« Voici que Miriam meurt et les Hébreux à nouveau se plaignent[1]. »
Tant que Miriam vivait, un puits miraculeux accompagnait les Enfants d’Israël. À sa mort, celui-ci tarit[2].
Alors les Enfants d’Israël ont soif. Ils se précipitent chez Moïse et c’est un torrent de réclamations et de récriminations qui sortent de leur bouche. Ils ne se contentent pas de clamer leur soif, mais remettent tout en cause, la sortie d’Égypte comme leur séjour dans le désert[3].
Effarés et désemparés, Moïse et Aharon tombent face contre terre[4]. Moïse craint la réaction de Dieu. Comment pourrai-je encore intervenir en leur faveur, se demande Moïse ? Comment pourrai-je encore arrêter le courroux de Dieu ? Mais avant que Moïse ne reprenne ses esprits, Dieu lui intime l’ordre de rassembler la communauté et de lui donner de l’eau. Et, surprise, c’est contre Moïse que Dieu déverse Sa colère, pas un mot de reproche contre les Enfants d’Israël[5].

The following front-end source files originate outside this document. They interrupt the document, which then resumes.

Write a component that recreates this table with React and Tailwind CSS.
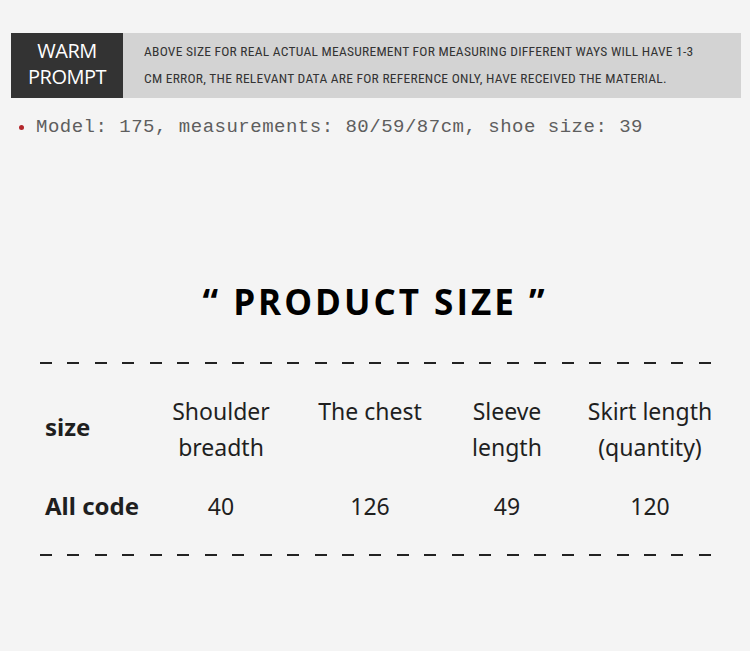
import React from "react";

const dashes = Array.from({ length: 25 });

function DashLine() {
  return (
    <div className="flex justify-between px-[40px] pr-[39px]">
      {dashes.map((_, i) => (
        <span key={i} className="block w-[12px] h-[2px] bg-[#222]"></span>
      ))}
    </div>
  );
}

const headers = [
  ["Shoulder", "breadth"],
  ["The chest"],
  ["Sleeve", "length"],
  ["Skirt length", "(quantity)"],
];
const values = ["40", "126", "49", "120"];

function App() {
  return (
    <div className="w-[750px] h-[651px] bg-[#f4f4f4] overflow-hidden font-['Noto_Sans',sans-serif]">
      <div className="pt-[33px] px-[11px] pr-[9px]">
        <div className="flex h-[65px]">
          <div className="w-[112px] bg-[#333333] flex flex-col items-center justify-center pb-[4px] text-white text-[20px] leading-[26px] font-['Open_Sans',sans-serif]">
            <span className="tracking-[-0.5px]">WARM</span>
            <span className="tracking-[-0.5px]">PROMPT</span>
          </div>
          <div className="flex-1 bg-[#d3d3d3] pl-[21px] pt-[5px] text-[#333] text-[13.5px] leading-[27px] font-['Liberation_Sans_Narrow','Roboto_Condensed',sans-serif]">
            <p className="tracking-[0.25px]">ABOVE SIZE FOR REAL ACTUAL MEASUREMENT FOR MEASURING DIFFERENT WAYS WILL HAVE 1-3</p>
            <p className="tracking-[0.25px]">CM ERROR, THE RELEVANT DATA ARE FOR REFERENCE ONLY, HAVE RECEIVED THE MATERIAL.</p>
          </div>
        </div>
      </div>

      <div className="flex items-center pl-[19px] mt-[16px] h-[26px]">
        <span className="w-[5px] h-[5px] rounded-full bg-[#b3262b] mr-[12px]"></span>
        <span className="text-[19px] text-[#5e5e5e] tracking-[0.5px] font-['Liberation_Mono',monospace]">
          Model: 175, measurements: 80/59/87cm, shoe size: 39
        </span>
      </div>

      <h2 className="mt-[140px] text-center text-[35px] leading-[44px] font-bold tracking-[3px] text-black font-['Open_Sans',sans-serif]">
        “ PRODUCT SIZE ”
      </h2>

      <div className="mt-[38px]">
        <DashLine />
      </div>

      <div className="pl-[45px] mt-[29px] grid grid-cols-[110px_132px_166px_108px_178px] text-[#1f1f1f] text-[23px] leading-[36px]">
        <div className="flex items-center font-bold text-[24px] pb-[4px]">size</div>
        {headers.map((h, i) => (
          <div key={i} className="text-center">
            {h.map((line) => (
              <div key={line}>{line}</div>
            ))}
          </div>
        ))}
        <div className="font-bold text-[24px] mt-[23px]">All code</div>
        {values.map((v) => (
          <div key={v} className="text-center mt-[23px]">{v}</div>
        ))}
      </div>

      <div className="mt-[30px]">
        <DashLine />
      </div>
    </div>
  );
}

export default App;
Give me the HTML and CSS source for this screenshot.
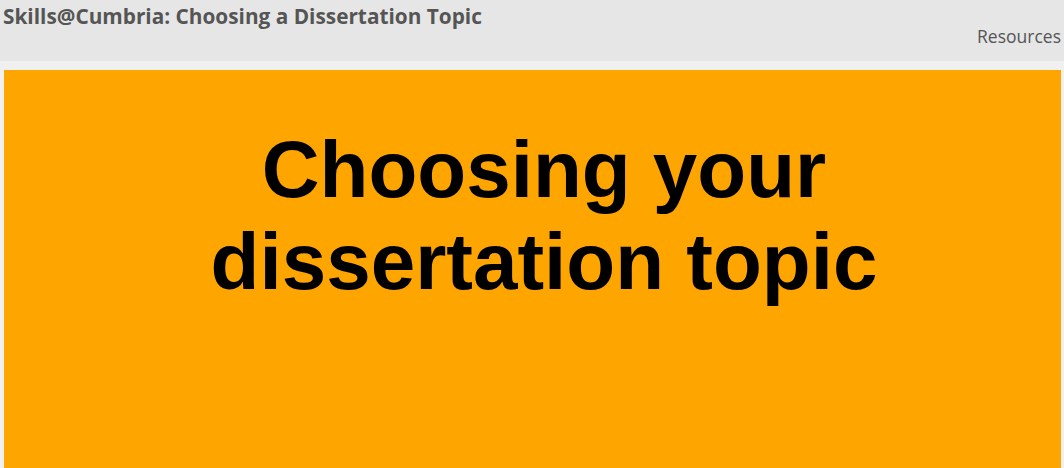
FILE: index.html
```html
<!DOCTYPE html>
<html>
<head>
  <meta charset="UTF-8">
  <title>Skills@Cumbria: Choosing a Dissertation Topic</title>
  <link rel="stylesheet" href="styles.css">
</head>
<body>
  <header class="site-header">
    <div class="site-title">Skills@Cumbria: Choosing a Dissertation Topic</div>
    <nav class="site-nav">
      <a href="#">Resources</a>
    </nav>
  </header>

  <main class="slide">
    <h1>Choosing your dissertation topic</h1>
  </main>
</body>
</html>
```

FILE: styles.css
```css
body {
  margin: 0;
  padding: 0;
  background-color: #f0f0f0;
  font-family: 'Open Sans', sans-serif;
  color: #555;
}
.site-header {
  display: flex;
  justify-content: space-between;
  height: 61px;
  background-color: #e6e6e6;
  margin-bottom: 9px;
}
.site-title {
  padding: 2px 0 0 3px;
  font-size: 20.8px;
  font-weight: 700;
  color: #555;
}
.site-nav {
  display: flex;
  align-items: flex-end;
  padding: 0 3px 13px 0;
}
.site-nav a {
  font-size: 17.5px;
  color: #555;
  text-decoration: none;
}
.slide {
  margin: 0 3px 0 4px;
  height: 398px;
  background-color: #ffa500;
  overflow: hidden;
}
h1 {
  margin: 0.67em 0 0;
  padding-left: 23px;
  text-align: center;
  font-family: 'Liberation Sans', Arial, sans-serif;
  font-size: 80px;
  font-weight: 700;
  color: #000;
}
```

Quelle est donc la faute de Moïse ? Pour Rachi et le Midrach, il a frappé le rocher au lieu de lui parler. Il aurait dû montrer le chemin du dialogue et aurait ainsi sanctifié Dieu aux yeux des Hébreux. Pour Na‘hmanide, c’est également une question de paroles : c’est avec douceur qu’il aurait dû s’adresser aux Hébreux, tandis qu’il les a accusés d’être « révoltés ».

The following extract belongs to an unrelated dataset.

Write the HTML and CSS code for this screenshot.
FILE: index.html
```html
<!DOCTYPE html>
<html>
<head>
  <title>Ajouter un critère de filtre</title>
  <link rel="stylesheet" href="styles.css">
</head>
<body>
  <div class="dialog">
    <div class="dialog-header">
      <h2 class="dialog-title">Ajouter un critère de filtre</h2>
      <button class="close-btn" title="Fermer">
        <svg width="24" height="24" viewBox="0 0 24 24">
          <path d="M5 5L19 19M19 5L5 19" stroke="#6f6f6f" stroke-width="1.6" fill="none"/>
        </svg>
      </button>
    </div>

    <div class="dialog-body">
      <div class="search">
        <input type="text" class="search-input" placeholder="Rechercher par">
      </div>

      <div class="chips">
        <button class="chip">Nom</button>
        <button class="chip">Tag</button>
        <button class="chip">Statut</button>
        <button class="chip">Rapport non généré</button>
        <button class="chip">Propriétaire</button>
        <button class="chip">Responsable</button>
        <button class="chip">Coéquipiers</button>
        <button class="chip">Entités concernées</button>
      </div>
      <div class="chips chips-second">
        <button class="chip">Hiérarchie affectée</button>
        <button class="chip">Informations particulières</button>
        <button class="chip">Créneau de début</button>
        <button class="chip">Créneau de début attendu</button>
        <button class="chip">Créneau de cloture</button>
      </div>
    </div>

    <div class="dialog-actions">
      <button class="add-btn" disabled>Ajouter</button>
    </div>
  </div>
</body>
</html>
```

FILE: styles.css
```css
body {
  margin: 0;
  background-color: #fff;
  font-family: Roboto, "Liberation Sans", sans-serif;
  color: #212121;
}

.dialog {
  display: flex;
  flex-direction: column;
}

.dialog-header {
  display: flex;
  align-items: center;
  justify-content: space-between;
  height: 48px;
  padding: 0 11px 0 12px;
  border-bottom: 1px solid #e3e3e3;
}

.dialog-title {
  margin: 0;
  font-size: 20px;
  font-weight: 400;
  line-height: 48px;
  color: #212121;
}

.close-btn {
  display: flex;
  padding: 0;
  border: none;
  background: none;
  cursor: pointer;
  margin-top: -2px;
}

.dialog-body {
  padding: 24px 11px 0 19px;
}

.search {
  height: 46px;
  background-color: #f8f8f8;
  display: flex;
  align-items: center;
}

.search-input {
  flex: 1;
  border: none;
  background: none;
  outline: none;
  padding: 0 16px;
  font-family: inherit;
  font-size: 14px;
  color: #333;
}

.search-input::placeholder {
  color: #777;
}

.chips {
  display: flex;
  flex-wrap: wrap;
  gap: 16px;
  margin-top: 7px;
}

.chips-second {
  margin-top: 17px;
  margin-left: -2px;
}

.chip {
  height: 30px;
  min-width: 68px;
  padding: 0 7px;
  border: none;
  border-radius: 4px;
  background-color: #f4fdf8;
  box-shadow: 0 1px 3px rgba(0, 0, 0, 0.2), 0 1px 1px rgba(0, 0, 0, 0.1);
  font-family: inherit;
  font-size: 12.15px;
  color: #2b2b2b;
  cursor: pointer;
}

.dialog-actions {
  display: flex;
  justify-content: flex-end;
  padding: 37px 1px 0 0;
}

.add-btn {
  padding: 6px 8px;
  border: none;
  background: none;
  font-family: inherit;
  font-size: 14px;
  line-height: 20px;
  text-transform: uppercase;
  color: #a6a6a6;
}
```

Alors que sa faute n’est pas évidente, Moïse sera néanmoins sévèrement puni. Les Hébreux, eux, se conduisent de façon ignoble, mais seront absous… En bref, les Enfants d’Israël fautent et c’est Moïse qui en subit les conséquences. C’est peut-être ce que veut nous dire la Thora lorsqu’elle dit à plusieurs reprises que « Moïse a été puni à cause des Enfants d’Israël[6]. »
Pourquoi tant de mansuétude pour le peuple juif cette fois-ci ?
Rabbi Yossi fils de rabbi Yéhouda dit que le puits a été donné aux Hébreux par le mérite de Miriam. Miriam morte, le puits disparaît, c’est la raison pour laquelle il est écrit dans le même verset[7] :
« Miriam mourut » et « il n’y avait plus d’eau pour la communauté[8]. »
Miriam est le modèle de la mère juive. C’est avec sa mère Yokheved qu’elle refuse d’obtempérer à Pharaon qui a ordonné de tuer les enfants mâles à leur naissance. Au lieu de les tuer, elle les berce de sa voix douce. C’est elle qui veille au bien-être de Moïse lorsque, tout petit, il est mis dans un berceau au bord du fleuve. Grand est son amour pour chaque Juif. Et c’est pour son mérite que Dieu donnait de l’eau au peuple tout entier.
Aussi, à sa mort, chacun se sent désemparé. La révolte du peuple juif n’est rien d’autre que ce cri de souffrance de l’enfant qui se sent abandonné par sa mère. Or, Dieu a compris ce désarroi. Aussi demande-t-Il à Moïse de rassurer le peuple. Va, lui dit-Il, rassemble le peuple et « tu abreuveras la communauté et son troupeau. » Dieu ne se contente pas de demander à Moïse de parler au rocher pour que celui-ci donne de l’eau, Il prie Moïse de s’occuper de donner à boire à chacun, comme une mère donne à boire à ses enfants réunis autour d’elle à table.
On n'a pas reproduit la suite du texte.